Simulating Orbital Motion in Cinema 4D with Hierarchies and Splines

Published on February 09, 2026 | Translated from Spanish
Screenshot of Cinema 4D showing a scene with the Sun, Earth, and Moon objects connected by orbital splines and the Align to Spline tag active in the attribute manager.

Simulate Orbital Motion in Cinema 4D with Hierarchies and Splines

Creating an animated representation of the solar system within Cinema 4D is an excellent exercise for mastering hierarchy and path animation concepts. This tutorial will guide you step by step to produce a simulation of the motion between the Sun, Earth, and Moon in an efficient and visually clear way. 🪐

Organize the Scene with a Logical Hierarchy

The first step after modeling or importing the three celestial bodies is to structure their parent-child relationship. Place the Moon object as a direct child of the Earth object. In turn, make the Earth object a child of the Sun object. This setup ensures that any transformation applied to a parent object is automatically transmitted to its children, greatly simplifying animation control.

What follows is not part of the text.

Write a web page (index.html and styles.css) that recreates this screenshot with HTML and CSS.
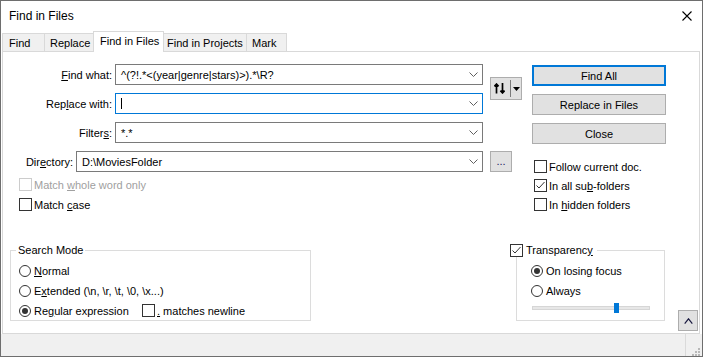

Key advantages of this structure:
  • Inherited motion: The Earth drags the Moon along on its journey around the Sun.
  • Natural rotation centers: The Moon will orbit natively around its planet.
  • Organized scene: The Object Manager remains clean and easy to understand.
A well-planned hierarchy is the foundation for animating complex systems intuitively.

Define Trajectories with Align to Spline

To make the planets follow an elliptical orbit, you need to define a path. Create a circular spline and modify its radius to represent the Earth's orbit. Select the Earth object and add the Align to Spline tag. In its parameters, assign the circular spline to the Spline Path field. Animate the Position percentage from 0% to 100% along the timeline to generate the translational motion. Repeat this process for the Moon, using a smaller spline whose center is the Earth. 🌍

Steps to set up the tag:
  • Create the spline that will act as the orbital path.
  • Apply the Align to Spline tag to the object that must orbit.
  • Link the spline in the Spline Path parameter of the tag.
  • Animate the Position attribute to generate the displacement.

Adjust Time Scale and Size

Real orbital speeds are very different. You can simulate this in Cinema 4D. If you decide that 360 frames equal one Earth year, the Earth's Position on its spline must complete 100% in that span. For the Moon, which completes a full orbit in about 28 days, you must animate its position parameter much faster to complete multiple cycles in the same 360 frames. Use the Timeline window to synchronize and review both motions. Additionally, adjust the object scales to be proportional, although they are often exaggerated for better scene visualization. ⏱️

With this method, the Sun will remain static at the center of the composition, acting as the gravitational focal point around which the entire system revolves. This approach is not only technically solid but also makes it easy to control and modify the animation globally.